There are signs that the weather in the United States may turn bad at some point. But it doesn’t look like it will happen fast enough to stop the bears from pushing natural gas futures lower.

The March Henry Hub gas contract on the New York Mercantile Exchange fell 17.2 cents, or 6%, to $2.677 per million British thermal units (mmBtu). It had earlier hit a 21-month low of $2.646, a bottom not seen since April 2021.

Temperatures in New York City are forecast to be below 0 degrees Celsius this week.

Such temperatures typically signal that utilities, anxious to provide enough heat for the main gas heating market in the U.S., will draw on vast reserves of natural gas.

However, weakening Arctic winds could ease the cold, according to forecasts from the U.S. GFS Global Forecast System and European weather models ECMWF, which are being watched more closely by gas traders.

“The GFS and European ECMWF models are currently indicating a decrease in the number of accumulated gas-weighted degree days (GWDD) over the current two-week period,” said Gelber & Associates, a Houston-based consulting firm for energy traders.

“At this point, polar air accumulating over northern Canada will not cascade down into the lower 48 states as it did in late December. In the near term, only a small accumulation of cold temperatures will be seen in the Northeast and New England, rather than dominating most of the country,” Gelber said in the note.

The March Henry Hub gas contract showed relative stability toward the end of last week, when it changed just one cent at the close of trading Friday from Thursday’s level of $2.848.

That suggested the market may have bottomed out after a six-week slump that saw the one-month contract fall to $2,761 on Thursday.

But Monday’s resumption of the March decline showed that the short selling behind the 60% drop in natural gas prices since the week ended Dec. 9 is not yet over.

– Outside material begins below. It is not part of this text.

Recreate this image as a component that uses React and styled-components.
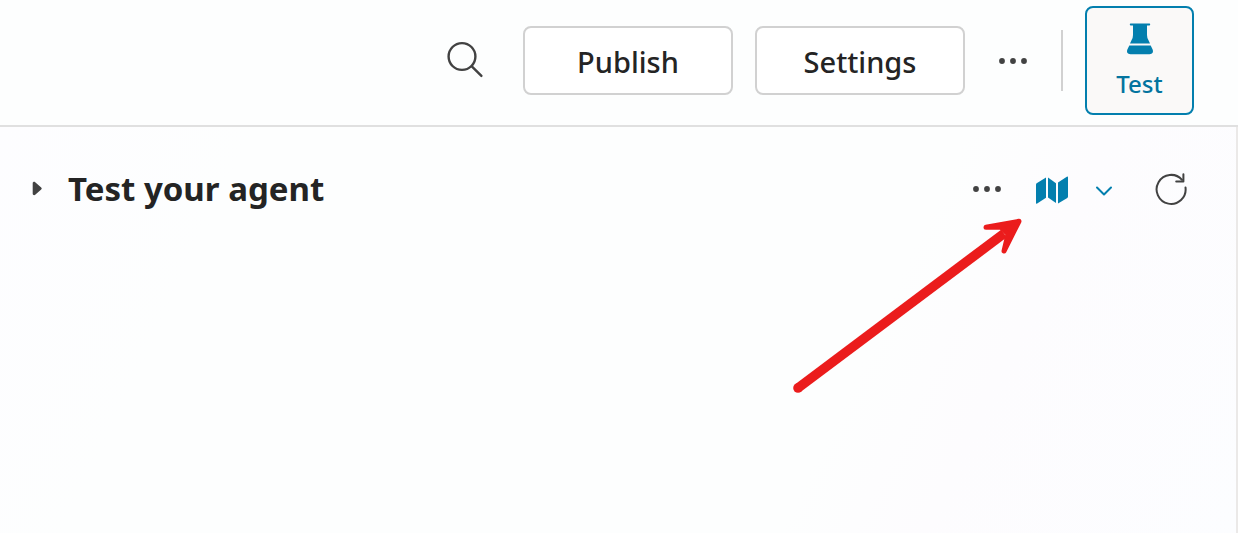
import React from "react";
import styled, { createGlobalStyle } from "styled-components";

const GlobalStyle = createGlobalStyle`
  *, *::before, *::after { box-sizing: border-box; }
  body {
    margin: 0;
    background: #fdfefe;
    color: #242424;
    font-family: "Noto Sans", "Open Sans", sans-serif;
  }
  button { font-family: inherit; color: inherit; cursor: pointer; }
`;

const Page = styled.div`
  display: flex;
  flex-direction: column;
  min-height: 100vh;
`;

const Header = styled.header`
  display: flex;
  align-items: center;
  justify-content: flex-end;
  gap: 22px;
  padding: 6px 44px 10px;
  border-bottom: 2px solid #e0e0e0;
`;

const IconButton = styled.button`
  display: inline-flex;
  align-items: center;
  justify-content: center;
  flex: none;
  width: ${({ $width }) => $width || 52}px;
  height: 52px;
  padding: 0;
  border: 0;
  background: transparent;
  color: ${({ $accent }) => ($accent ? "#037fae" : "#424242")};
`;

const OutlineButton = styled.button`
  width: 210px;
  height: 69px;
  padding: 2px 0 0;
  border: 2px solid #d1d1d1;
  border-radius: 8px;
  background: #fff;
  font-size: 29px;
  font-weight: 500;
  line-height: 40px;
`;

const Divider = styled.span`
  width: 2px;
  height: 61px;
  background: #d1d1d1;
`;

const TestButton = styled.button`
  display: flex;
  flex-direction: column;
  align-items: center;
  gap: 12px;
  width: 109px;
  height: 109px;
  padding: 14px 0 0;
  border: 2px solid #037fae;
  border-radius: 8px;
  background: #faf9f8;
  && { color: #03749f; }
  font-size: 24px;
  font-weight: 500;
  line-height: 32px;
`;

const Panel = styled.main`
  position: relative;
  flex: 1;
  padding: 36px 37px 36px 32px;
  border-right: 2px solid #ebe9e8;
  background: linear-gradient(115deg, #fdfdff 0%, #fdfefe 18%, #fdfefe 68%, #fdfcfe 78%, #fcfdff 100%);
`;

const PanelBar = styled.div`
  display: flex;
  align-items: center;
  justify-content: space-between;
`;

const TitleGroup = styled.div`
  display: flex;
  align-items: center;
  gap: 24px;
`;

const CaretButton = styled.button`
  display: flex;
  padding: 0;
  border: 0;
  background: transparent;
`;

const Title = styled.h1`
  margin: 0;
  font-size: 33px;
  font-weight: 700;
  line-height: 52px;
`;

const Actions = styled.div`
  display: flex;
  align-items: center;
  gap: 13px;
`;

const SplitButton = styled.div`
  display: flex;
`;

const Arrow = styled.svg`
  position: absolute;
  top: 83px;
  right: 206px;
  pointer-events: none;
`;

const SearchIcon = () => (
  <svg width="40" height="44" viewBox="0 0 40 44" fill="none" stroke="currentColor" strokeWidth="2.4" strokeLinecap="round" aria-hidden="true">
    <circle cx="17" cy="17.5" r="13.4" />
    <path d="M26.8 27.3L36.4 36.9" />
  </svg>
);

const MoreIcon = () => (
  <svg width="30" height="8" viewBox="0 0 30 8" fill="currentColor" aria-hidden="true">
    <circle cx="4" cy="4" r="2.9" />
    <circle cx="15" cy="4" r="2.9" />
    <circle cx="26" cy="4" r="2.9" />
  </svg>
);

const FlaskIcon = () => (
  <svg width="28" height="34" viewBox="0 0 28 34" fill="#037fae" aria-hidden="true">
    <path d="M4.5 1.5H23.5Q24.2 1.5 24.2 2.4Q24.2 3.4 23.2 3.4H21V13Q21 16 22.5 18.3L24 21.5H4L5.5 18.3Q7 16 7 13V3.4H4.8Q3.8 3.4 3.8 2.4Q3.8 1.5 4.5 1.5Z" />
    <path d="M3.3 23.4H24.7L26.4 27.1C27.8 30 26.6 32.3 23.5 32.3H4.5C1.4 32.3 .2 30 1.6 27.1Z" />
  </svg>
);

const CaretIcon = () => (
  <svg width="12" height="16" viewBox="0 0 12 16" fill="#424242" aria-hidden="true">
    <path d="M.7 2.3C.7 1 2.2.4 3.2 1.3L9.2 6.5Q10.4 7.5 9.2 8.5L3.2 13.7C2.2 14.6.7 14 .7 12.7Z" />
  </svg>
);

const MapIcon = () => (
  <svg width="32" height="34" viewBox="0 -4 32 34" fill="currentColor" aria-hidden="true">
    <path d="M10 1.6V21.8L1.2 27.6Q0 28.2 0 27V8.6Q0 7.8.7 7.3Z" />
    <path d="M12 1.6L20 7.2V27L12 21.4Z" />
    <path d="M22 6.6L30.8.8Q32 .2 32 1.4V20.6Q32 21.4 31.3 21.9L22 27.4Z" />
  </svg>
);

const ChevronIcon = () => (
  <svg width="18" height="14" viewBox="0 0 18 14" fill="none" stroke="currentColor" strokeWidth="2" strokeLinecap="round" strokeLinejoin="round" aria-hidden="true">
    <path d="M2 5.5L9 12.5L16 5.5" />
  </svg>
);

const RefreshIcon = () => (
  <svg width="34" height="34" viewBox="0 0 34 34" fill="none" stroke="currentColor" strokeWidth="2" strokeLinecap="round" strokeLinejoin="round" aria-hidden="true">
    <path d="M31.5 15.5A14.5 14.5 0 1 1 28 7.8" />
    <path d="M29.4 2.3V9.5H22.2" />
  </svg>
);

export default function App() {
  return (
    <Page>
      <GlobalStyle />
      <Header>
        <IconButton $width={72} aria-label="Search"><SearchIcon /></IconButton>
        <OutlineButton>Publish</OutlineButton>
        <OutlineButton>Settings</OutlineButton>
        <IconButton aria-label="More options"><MoreIcon /></IconButton>
        <Divider />
        <TestButton><FlaskIcon />Test</TestButton>
      </Header>
      <Panel>
        <PanelBar>
          <TitleGroup>
            <CaretButton aria-label="Expand"><CaretIcon /></CaretButton>
            <Title>Test your agent</Title>
          </TitleGroup>
          <Actions>
            <IconButton aria-label="More test options"><MoreIcon /></IconButton>
            <SplitButton>
              <IconButton $accent aria-label="Activity map"><MapIcon /></IconButton>
              <IconButton $accent aria-label="Map options"><ChevronIcon /></IconButton>
            </SplitButton>
            <IconButton $width={56} aria-label="Refresh"><RefreshIcon /></IconButton>
          </Actions>
        </PanelBar>
        <Arrow width="240" height="190" viewBox="0 0 240 190" fill="#eb1c1c" aria-hidden="true">
          <path d="M8 178L214 23.5" stroke="#eb1c1c" strokeWidth="9.6" strokeLinecap="butt" fill="none" />
          <circle cx="8" cy="178" r="4.8" />
          <path d="M196 17.2L229 11.3L214 41L218 24L211 17.2Z" stroke="#eb1c1c" strokeWidth="5" strokeLinejoin="round" />
        </Arrow>
      </Panel>
    </Page>
  );
}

“At the current crossroads, bears in the natural gas market are still in control and may target the $2.60/mmbtu to $2.50/mmbtu range as a near-term downside target for March 2023 NYMEX natural gas futures due to milder near-term temperature forecasts,” Gelber analysts said.

Due to low consumption, U.S. gas inventories in storage at the end of the week ended Jan. 20 totaled 2.729 trillion cubic feet, up from 2.622 trillion cubic feet a year ago, according to weekly data from the U.S. Energy Information Administration.

The collapse in gas prices came after an unusually warm start to the winter of 2022/23, which led to a drop in demand for the heating fuel. Prior to the collapse, the monthly Henry Hub price hit a 14-year high of $10 per million Btu in August and even reached $7 in December.